> _Stated task_:
Reproduce the listing below in full and without alteration, apart from its pictures.

> _Data provided_:

________________________________________

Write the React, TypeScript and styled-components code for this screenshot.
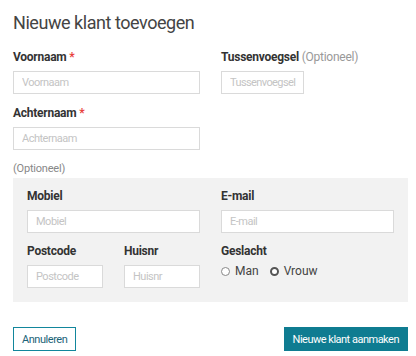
import React from "react";
import styled, { createGlobalStyle } from "styled-components";

const GlobalStyle = createGlobalStyle`
  html, body {
    margin: 0;
    padding: 0;
    background: #ffffff;
  }
  body {
    font-family: Roboto, "Liberation Sans", Arial, sans-serif;
    color: #333;
  }
  * {
    box-sizing: border-box;
  }
`;

export default function App() {
  return (
    <>
      <GlobalStyle />
      <Dialog>
        <Title>Nieuwe klant toevoegen</Title>

        <TopGrid>
          <Field>
            <Label>
              Voornaam <Required>*</Required>
            </Label>
            <Input placeholder="Voornaam" />
          </Field>
          <Field>
            <Label>
              Tussenvoegsel <Muted>(Optioneel)</Muted>
            </Label>
            <Input placeholder="Tussenvoegsel" $width={83} $compact />
          </Field>
          <Field>
            <Label>
              Achternaam <Required>*</Required>
            </Label>
            <Input placeholder="Achternaam" />
          </Field>
        </TopGrid>

        <OptionalNote>(Optioneel)</OptionalNote>

        <Panel>
          <Field>
            <Label>Mobiel</Label>
            <Input placeholder="Mobiel" />
          </Field>
          <Field>
            <Label>E-mail</Label>
            <Input placeholder="E-mail" />
          </Field>
          <SplitRow>
            <Field>
              <Label>Postcode</Label>
              <Input placeholder="Postcode" />
            </Field>
            <Field>
              <Label>Huisnr</Label>
              <Input placeholder="Huisnr" />
            </Field>
          </SplitRow>
          <Field>
            <Label>Geslacht</Label>
            <RadioGroup>
              <RadioOption>
                <RadioDot />
                Man
              </RadioOption>
              <RadioOption>
                <RadioDot $active />
                Vrouw
              </RadioOption>
            </RadioGroup>
          </Field>
        </Panel>

        <Footer>
          <OutlineButton>Annuleren</OutlineButton>
          <PrimaryButton>Nieuwe klant aanmaken</PrimaryButton>
        </Footer>
      </Dialog>
    </>
  );
}

const Dialog = styled.div`
  width: 416px;
  height: 356px;
  padding: 12px 8px 0 13px;
  display: flex;
  flex-direction: column;
`;

const Title = styled.h2`
  margin: 0;
  font-size: 18px;
  line-height: 21px;
  font-weight: 400;
  letter-spacing: -0.45px;
  color: #444;
`;

const TopGrid = styled.div`
  margin-top: 17px;
  display: grid;
  grid-template-columns: 187px 1fr;
  column-gap: 21px;
  row-gap: 12px;
`;

const Field = styled.div`
  display: flex;
  flex-direction: column;
`;

const Label = styled.label`
  font-size: 12px;
  line-height: 14px;
  font-weight: 700;
  letter-spacing: -0.25px;
  color: #333;
  margin-bottom: 7px;
  white-space: nowrap;
`;

const Required = styled.span`
  color: #e8413b;
`;

const Muted = styled.span`
  font-weight: 400;
  color: #999;
`;

const Input = styled.input<{ $width?: number; $compact?: boolean }>`
  width: ${(p) => (p.$width ? `${p.$width}px` : "100%")};
  height: 23px;
  border: 1px solid #dadada;
  background: #fff;
  padding: ${(p) => (p.$compact ? "0 1px 0 8px" : "0 8px")};
  font-family: Roboto, "Liberation Sans", Arial, sans-serif;
  font-size: 11px;
  letter-spacing: ${(p) => (p.$compact ? "-0.6px" : "-0.5px")};
  color: #333;
  outline: none;

  &::placeholder {
    color: #c4c4c4;
  }
`;

const OptionalNote = styled.div`
  margin-top: 12px;
  font-size: 11px;
  line-height: 13px;
  letter-spacing: -0.2px;
  color: #888;
`;

const Panel = styled.div`
  margin-top: 3px;
  background: #f2f2f2;
  padding: 11px 14px 14px;
  display: grid;
  grid-template-columns: 173px 173px;
  column-gap: 21px;
  row-gap: 11px;
`;

const SplitRow = styled.div`
  display: grid;
  grid-template-columns: 1fr 1fr;
  column-gap: 21px;
`;

const RadioGroup = styled.div`
  display: flex;
  align-items: center;
  gap: 11px;
  height: 16px;
  margin-top: -2px;
`;

const RadioOption = styled.span`
  display: inline-flex;
  align-items: center;
  gap: 5px;
  font-size: 12px;
  color: #444;
`;

const RadioDot = styled.span<{ $active?: boolean }>`
  width: 9px;
  height: 9px;
  border-radius: 50%;
  background: #fff;
  border: ${(p) => (p.$active ? "2px solid #555" : "1px solid #888")};
`;

const Footer = styled.div`
  margin-top: 25px;
  display: flex;
  justify-content: space-between;
  align-items: center;
`;

const OutlineButton = styled.button`
  height: 24px;
  padding: 0 8px;
  background: #fff;
  border: 1px solid #12869c;
  color: #1b6478;
  font-family: Roboto, "Liberation Sans", Arial, sans-serif;
  font-size: 11px;
  letter-spacing: -0.45px;
  cursor: pointer;
`;

const PrimaryButton = styled.button`
  height: 24px;
  padding: 0 8px;
  background: #0f7c91;
  border: 1px solid #0f7c91;
  color: #fff;
  font-family: Roboto, "Liberation Sans", Arial, sans-serif;
  font-size: 11px;
  letter-spacing: -0.5px;
  cursor: pointer;
`;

________________________________________

> _Task answer_:
Write the React, TypeScript and styled-components code for this screenshot.
import React from "react";
import styled, { createGlobalStyle } from "styled-components";

const GlobalStyle = createGlobalStyle`
  html, body {
    margin: 0;
    padding: 0;
    background: #ffffff;
  }
  body {
    font-family: Roboto, "Liberation Sans", Arial, sans-serif;
    color: #333;
  }
  * {
    box-sizing: border-box;
  }
`;

export default function App() {
  return (
    <>
      <GlobalStyle />
      <Dialog>
        <Title>Nieuwe klant toevoegen</Title>

        <TopGrid>
          <Field>
            <Label>
              Voornaam <Required>*</Required>
            </Label>
            <Input placeholder="Voornaam" />
          </Field>
          <Field>
            <Label>
              Tussenvoegsel <Muted>(Optioneel)</Muted>
            </Label>
            <Input placeholder="Tussenvoegsel" $width={83} $compact />
          </Field>
          <Field>
            <Label>
              Achternaam <Required>*</Required>
            </Label>
            <Input placeholder="Achternaam" />
          </Field>
        </TopGrid>

        <OptionalNote>(Optioneel)</OptionalNote>

        <Panel>
          <Field>
            <Label>Mobiel</Label>
            <Input placeholder="Mobiel" />
          </Field>
          <Field>
            <Label>E-mail</Label>
            <Input placeholder="E-mail" />
          </Field>
          <SplitRow>
            <Field>
              <Label>Postcode</Label>
              <Input placeholder="Postcode" />
            </Field>
            <Field>
              <Label>Huisnr</Label>
              <Input placeholder="Huisnr" />
            </Field>
          </SplitRow>
          <Field>
            <Label>Geslacht</Label>
            <RadioGroup>
              <RadioOption>
                <RadioDot />
                Man
              </RadioOption>
              <RadioOption>
                <RadioDot $active />
                Vrouw
              </RadioOption>
            </RadioGroup>
          </Field>
        </Panel>

        <Footer>
          <OutlineButton>Annuleren</OutlineButton>
          <PrimaryButton>Nieuwe klant aanmaken</PrimaryButton>
        </Footer>
      </Dialog>
    </>
  );
}

const Dialog = styled.div`
  width: 416px;
  height: 356px;
  padding: 12px 8px 0 13px;
  display: flex;
  flex-direction: column;
`;

const Title = styled.h2`
  margin: 0;
  font-size: 18px;
  line-height: 21px;
  font-weight: 400;
  letter-spacing: -0.45px;
  color: #444;
`;

const TopGrid = styled.div`
  margin-top: 17px;
  display: grid;
  grid-template-columns: 187px 1fr;
  column-gap: 21px;
  row-gap: 12px;
`;

const Field = styled.div`
  display: flex;
  flex-direction: column;
`;

const Label = styled.label`
  font-size: 12px;
  line-height: 14px;
  font-weight: 700;
  letter-spacing: -0.25px;
  color: #333;
  margin-bottom: 7px;
  white-space: nowrap;
`;

const Required = styled.span`
  color: #e8413b;
`;

const Muted = styled.span`
  font-weight: 400;
  color: #999;
`;

const Input = styled.input<{ $width?: number; $compact?: boolean }>`
  width: ${(p) => (p.$width ? `${p.$width}px` : "100%")};
  height: 23px;
  border: 1px solid #dadada;
  background: #fff;
  padding: ${(p) => (p.$compact ? "0 1px 0 8px" : "0 8px")};
  font-family: Roboto, "Liberation Sans", Arial, sans-serif;
  font-size: 11px;
  letter-spacing: ${(p) => (p.$compact ? "-0.6px" : "-0.5px")};
  color: #333;
  outline: none;

  &::placeholder {
    color: #c4c4c4;
  }
`;

const OptionalNote = styled.div`
  margin-top: 12px;
  font-size: 11px;
  line-height: 13px;
  letter-spacing: -0.2px;
  color: #888;
`;

const Panel = styled.div`
  margin-top: 3px;
  background: #f2f2f2;
  padding: 11px 14px 14px;
  display: grid;
  grid-template-columns: 173px 173px;
  column-gap: 21px;
  row-gap: 11px;
`;

const SplitRow = styled.div`
  display: grid;
  grid-template-columns: 1fr 1fr;
  column-gap: 21px;
`;

const RadioGroup = styled.div`
  display: flex;
  align-items: center;
  gap: 11px;
  height: 16px;
  margin-top: -2px;
`;

const RadioOption = styled.span`
  display: inline-flex;
  align-items: center;
  gap: 5px;
  font-size: 12px;
  color: #444;
`;

const RadioDot = styled.span<{ $active?: boolean }>`
  width: 9px;
  height: 9px;
  border-radius: 50%;
  background: #fff;
  border: ${(p) => (p.$active ? "2px solid #555" : "1px solid #888")};
`;

const Footer = styled.div`
  margin-top: 25px;
  display: flex;
  justify-content: space-between;
  align-items: center;
`;

const OutlineButton = styled.button`
  height: 24px;
  padding: 0 8px;
  background: #fff;
  border: 1px solid #12869c;
  color: #1b6478;
  font-family: Roboto, "Liberation Sans", Arial, sans-serif;
  font-size: 11px;
  letter-spacing: -0.45px;
  cursor: pointer;
`;

const PrimaryButton = styled.button`
  height: 24px;
  padding: 0 8px;
  background: #0f7c91;
  border: 1px solid #0f7c91;
  color: #fff;
  font-family: Roboto, "Liberation Sans", Arial, sans-serif;
  font-size: 11px;
  letter-spacing: -0.5px;
  cursor: pointer;
`;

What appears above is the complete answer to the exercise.